Annie rêve d’apprendre à lire et écrire et de devenir couturière ou coiffeuse ! C’est ce qui est arrivé à Céline, 53 ans, qui s’est vue confisquer ses champs et chasser de sa maison par ses beaux-parents à la mort de son mari, sur le prétexte qu’ils n’étaient pas mariés légalement. Grâce au CASEF, Yolande a pu suivre des cours d’alphabétisation.
Anna, 51 ans, a aussi bénéficié des formations dispensées par les CASEF. Cette maman de dix enfants, dont huit sont morts, a été maltraitée par son mari après avoir être violée par des membres des groupes armés alors qu’elle vendait ses marchandises au marché il y a trois ans. Yvette a tout perdu et a eu des graves problèmes de santé à la suite des multiples viols subis.

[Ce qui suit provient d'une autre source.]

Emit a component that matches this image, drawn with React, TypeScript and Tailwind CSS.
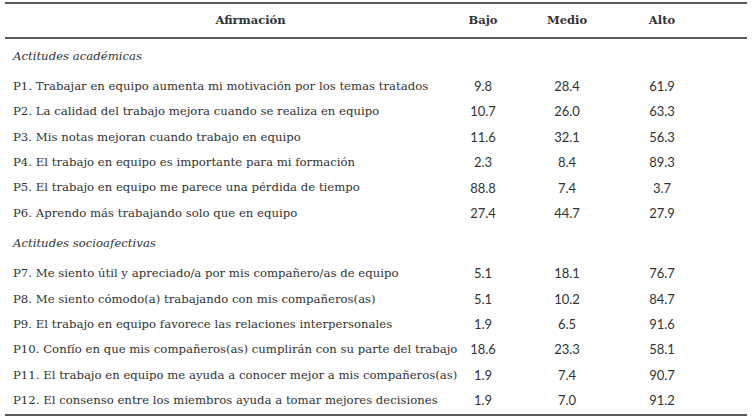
const rows1: [string, string, string, string][] = [
  ["P1. Trabajar en equipo aumenta mi motivación por los temas tratados", "9.8", "28.4", "61.9"],
  ["P2. La calidad del trabajo mejora cuando se realiza en equipo", "10.7", "26.0", "63.3"],
  ["P3. Mis notas mejoran cuando trabajo en equipo", "11.6", "32.1", "56.3"],
  ["P4. El trabajo en equipo es importante para mi formación", "2.3", "8.4", "89.3"],
  ["P5. El trabajo en equipo me parece una pérdida de tiempo", "88.8", "7.4", "3.7"],
  ["P6. Aprendo más trabajando solo que en equipo", "27.4", "44.7", "27.9"],
];

const rows2: [string, string, string, string][] = [
  ["P7. Me siento útil y apreciado/a por mis compañero/as de equipo", "5.1", "18.1", "76.7"],
  ["P8. Me siento cómodo(a) trabajando con mis compañeros(as)", "5.1", "10.2", "84.7"],
  ["P9. El trabajo en equipo favorece las relaciones interpersonales", "1.9", "6.5", "91.6"],
  ["P10. Confío en que mis compañeros(as) cumplirán con su parte del trabajo", "18.6", "23.3", "58.1"],
  ["P11. El trabajo en equipo me ayuda a conocer mejor a mis compañeros(as)", "1.9", "7.4", "90.7"],
  ["P12. El consenso entre los miembros ayuda a tomar mejores decisiones", "1.9", "7.0", "91.2"],
];

const grid = "grid grid-cols-[435px_86px_82px_108px_1fr] items-center";

function Row({ r }: { r: [string, string, string, string] }) {
  return (
    <div className={`${grid} h-[25.4px]`}>
      <div className="pl-[8px] whitespace-nowrap">{r[0]}</div>
      {r.slice(1).map((v, i) => (
        <div key={i} className="text-center font-['Lato',sans-serif] text-[13px]">
          {v}
        </div>
      ))}
      <div />
    </div>
  );
}

function Section({ title }: { title: string }) {
  return (
    <div className="h-[35px] flex items-center pl-[8px] italic">{title}</div>
  );
}

export default function App() {
  return (
    <div className="w-[752px] h-[416px] bg-white pt-[2px] text-[#333333] font-['DejaVu_Serif',serif] text-[11.7px]">
      <div className="ml-[5px] w-[742px] border-t-2 border-b-2 border-[#5a5a5a]">
        <div className={`${grid} h-[35px] border-b-2 border-[#5a5a5a] font-bold text-[11.5px]`}>
          <div className="text-center pl-[56px]">Afirmación</div>
          <div className="text-center">Bajo</div>
          <div className="text-center">Medio</div>
          <div className="text-center">Alto</div>
          <div />
        </div>
        <Section title="Actitudes académicas" />
        {rows1.map((r) => (
          <Row key={r[0]} r={r} />
        ))}
        <Section title="Actitudes socioafectivas" />
        {rows2.map((r) => (
          <Row key={r[0]} r={r} />
        ))}
      </div>
    </div>
  );
}
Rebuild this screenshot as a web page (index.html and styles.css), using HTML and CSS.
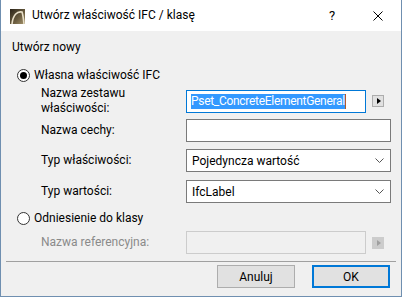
FILE: index.html
```html
<!DOCTYPE html>
<html lang="pl">
<head>
    <meta charset="UTF-8">
    <title>Utwórz właściwość IFC / klasę</title>
    <link rel="stylesheet" href="styles.css">
</head>
<body>
    <div class="window">
        <div class="titlebar">
            <svg class="app-icon" width="15" height="15" viewBox="0 0 15 15">
                <defs>
                    <linearGradient id="ig" x1="0" y1="0" x2="1" y2="1">
                        <stop offset="0" stop-color="#2b2418"/>
                        <stop offset="0.6" stop-color="#6b5d40"/>
                        <stop offset="1" stop-color="#a89770"/>
                    </linearGradient>
                </defs>
                <rect width="15" height="15" fill="url(#ig)"/>
                <path d="M2 15 C3 6 7 2 12 3 C13 6 13.5 10 14 15" fill="none" stroke="#e8dfc8" stroke-width="1.6"/>
            </svg>
            <span class="title">Utwórz właściwość IFC / klasę</span>
            <div class="caption-btn help">?</div>
            <div class="caption-btn close">
                <svg width="10" height="10" viewBox="0 0 10 10">
                    <path d="M0.5 0.5 L9.5 9.5 M9.5 0.5 L0.5 9.5" stroke="#000" stroke-width="1"/>
                </svg>
            </div>
        </div>

        <div class="content">
            <div class="group-title">Utwórz nowy</div>

            <div class="radio-row first">
                <span class="radio checked"></span>
                <span>Własna właściwość IFC</span>
            </div>

            <div class="field first">
                <label class="label two-line">Nazwa zestawu<br>właściwości:</label>
                <div class="input short focused">
                    <span class="selected">Pset_ConcreteElementGeneral</span><span class="caret"></span>
                </div>
                <div class="arrow-btn"><span class="tri"></span></div>
            </div>

            <div class="field">
                <label class="label">Nazwa cechy:</label>
                <div class="input wide"></div>
            </div>

            <div class="field">
                <label class="label">Typ właściwości:</label>
                <div class="input wide select">
                    <span>Pojedyncza wartość</span>
                    <svg class="chevron" width="9" height="5" viewBox="0 0 9 5"><path d="M0.5 0.5 L4.5 4.5 L8.5 0.5" fill="none" stroke="#555" stroke-width="1"/></svg>
                </div>
            </div>

            <div class="field value-type">
                <label class="label">Typ wartości:</label>
                <div class="input wide select">
                    <span>IfcLabel</span>
                    <svg class="chevron" width="9" height="5" viewBox="0 0 9 5"><path d="M0.5 0.5 L4.5 4.5 L8.5 0.5" fill="none" stroke="#555" stroke-width="1"/></svg>
                </div>
            </div>

            <div class="radio-row second">
                <span class="radio"></span>
                <span>Odniesienie do klasy</span>
            </div>

            <div class="field last">
                <label class="label disabled">Nazwa referencyjna:</label>
                <div class="input short disabled"></div>
                <div class="arrow-btn disabled"><span class="tri"></span></div>
            </div>

            <hr class="separator">

            <div class="buttons">
                <button class="btn">Anuluj</button>
                <button class="btn default">OK</button>
            </div>
        </div>
    </div>
</body>
</html>
```

FILE: styles.css
```css
body{
    margin: 0;
    font-family: Roboto, "Liberation Sans", sans-serif;
    font-size: 12px;
    color: #000;
}

.window{
    width: 402px;
    height: 297px;
    box-sizing: border-box;
    border: 1px solid #6f8fb0;
    border-top: none;
    background: #f0f0f0;
    display: flex;
    flex-direction: column;
}

.titlebar{
    height: 31px;
    flex: none;
    background: #fff;
    display: flex;
    align-items: center;
    padding-left: 9px;
}

.app-icon{
    margin-right: 7px;
    margin-top: 1px;
}

.title{
    flex: 1;
    padding-bottom: 1px;
}

.caption-btn{
    width: 46px;
    height: 31px;
    display: flex;
    align-items: center;
    justify-content: center;
}

.help{
    font-size: 13px;
    padding-bottom: 1px;
}

.content{
    flex: 1;
    display: flex;
    flex-direction: column;
}

.group-title{
    margin: 8px 0 0 11px;
    height: 16px;
    line-height: 16px;
}

.radio-row{
    display: flex;
    align-items: center;
    height: 16px;
    padding-left: 16px;
}

.radio-row.first{
    margin-top: 12px;
}

.radio-row.second{
    margin-top: 7px;
}

.radio{
    width: 11px;
    height: 11px;
    border: 1px solid #333;
    border-radius: 50%;
    background: #fff;
    margin-right: 4px;
    display: flex;
    align-items: center;
    justify-content: center;
}

.radio.checked::after{
    content: "";
    width: 7px;
    height: 7px;
    border-radius: 50%;
    background: #000;
}

.field{
    display: flex;
    align-items: center;
    height: 23px;
    padding-left: 40px;
    margin-top: 7px;
}

.field.first{
    height: 30px;
    margin-top: 3px;
}

.field.first + .field{
    margin-top: 3px;
}

.field.value-type{
    margin-top: 8px;
}

.field.last{
    margin-top: 5px;
}

.label{
    width: 145px;
    line-height: 15px;
}

.label.disabled{
    color: #8a8a8a;
}

.input{
    height: 23px;
    box-sizing: border-box;
    border: 1px solid #7a7a7a;
    background: #fff;
    display: flex;
    align-items: center;
    padding: 0 5px;
}

.input.short{
    width: 180px;
}

.input.wide{
    width: 205px;
}

.input.focused{
    border-color: #0078d7;
    padding-left: 4px;
}

.input.disabled{
    border-color: #cccccc;
    background: #f0f0f0;
}

.selected{
    background: #3399ff;
    color: #fff;
    line-height: 15px;
    white-space: nowrap;
    letter-spacing: -0.3px;
}

.caret{
    flex: none;
    width: 1px;
    height: 15px;
    background: #b05c2a;
}

.select{
    justify-content: space-between;
}

.chevron{
    margin-right: 1px;
}

.arrow-btn{
    width: 12px;
    height: 12px;
    box-sizing: border-box;
    border: 1px solid #adadad;
    background: #e1e1e1;
    margin-left: 6px;
    display: flex;
    align-items: center;
    justify-content: center;
}

.tri{
    width: 0;
    height: 0;
    border-top: 3.5px solid transparent;
    border-bottom: 3.5px solid transparent;
    border-left: 4px solid #000;
    margin-left: 1px;
}

.arrow-btn.disabled{
    border-color: #cccccc;
    background: #cccccc;
}

.arrow-btn.disabled .tri{
    border-left-color: #a0a0a0;
}

.separator{
    margin: 7px 5px 0 5px;
    border: none;
    border-top: 1px solid #a0a0a0;
    height: 0;
}

.buttons{
    display: flex;
    justify-content: flex-end;
    gap: 17px;
    margin-top: 3px;
    padding-right: 11px;
}

.btn{
    width: 78px;
    height: 23px;
    box-sizing: border-box;
    border: 1px solid #adadad;
    background: #e1e1e1;
    font-family: inherit;
    font-size: 12px;
    color: #000;
    padding: 0;
}

.btn.default{
    border: 2px solid #0078d7;
}
```
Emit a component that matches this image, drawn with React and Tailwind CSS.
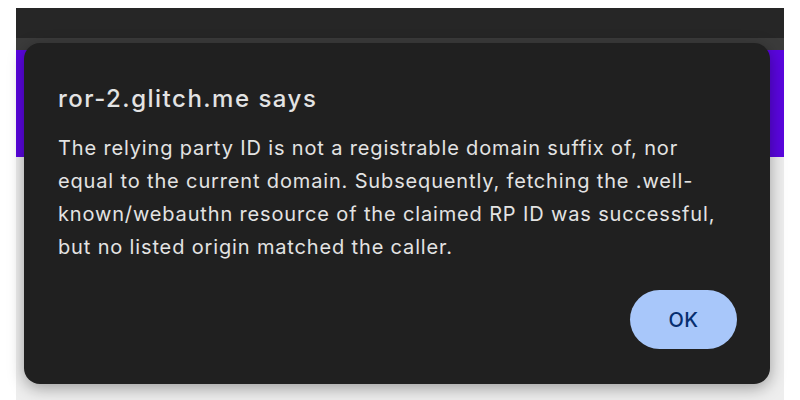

Après avoir reçu l’assistance sanitaire de Médecins sans frontières, elle a décidé de participer à une formation sur le démarrage d’activités génératrices de revenus par le CASEF. Elle a commencé à acheter et vendre ses premières marchandises et, petit à petit, elle réussit à faire des économies.
Les activités génératrices de revenus (AGR) visent à améliorer les faibles capacités financières des survivantes des VGB, qui sont souvent en situation de dépendance économique par rapport à leur mari ou leur famille. « Nous fournissons un cadre sécurisé pour la prise en charge holistique des survivantes de VGB. Pour celles qui ne peuvent pas suivre une formation en AGR ou dont l’urgence de la situation ne permet d’attendre le prochain cours, un appui économique rapide (cash de 20 000 XAF) est proposé », explique Mannick Kongombe, chef de projet Genre III pour le compte de l’ONG International Rescue Committee (IRC).
Bien d’autres histoires comme celles de Naomie, Annie, Yolande et Anna démontrent que les CASEF sont des structures fondamentales pour les survivantes des VGB, leur offrant des perspectives nouvelles en les protégeant et en leur donnant les moyens de commencer à vivre de façon autonome.
Il existe actuellement deux CASEF et une Maison de l’espoir à Bangui. Ces structures étatiques sont cofinancées par le programme Genre III à travers le Fond Bêkou et offrent aux survivant.e.s de VGB une assistance psychosociale, juridique ou médicale, des formations et des cours d’alphabétisation (74% des femmes en RCA sont analphabètes) ainsi qu’un appui pour des activités génératrices de revenus (AGR).
Les CASEF ne sont qu’une activité parmi toutes celles du projet mis en œuvre par un consortium constitué par International Rescue Committee, Danish Refugee Council (DRC), Humanité et Inclusion (HI) et International Medical Corps (IMC) en collaboration avec les partenaires nationaux. Les activités du projet sont localisées à Bangui et ses environs, ainsi que dans les préfectures de l’Ouham (Bossangoa), de l’Ouham-Péndé (Bocaranga, Koui, Ngaoundaye et Bohong) et de la Ouaka (Bambari). Le projet propose une prise en charge holistique des survivants et survivantes de VBG et facilite leur réinsertion dans leurs communautés.
*Les prénoms des personnes dans ce reportage ont été changés pour protéger les victimes des violences basées sur le genre.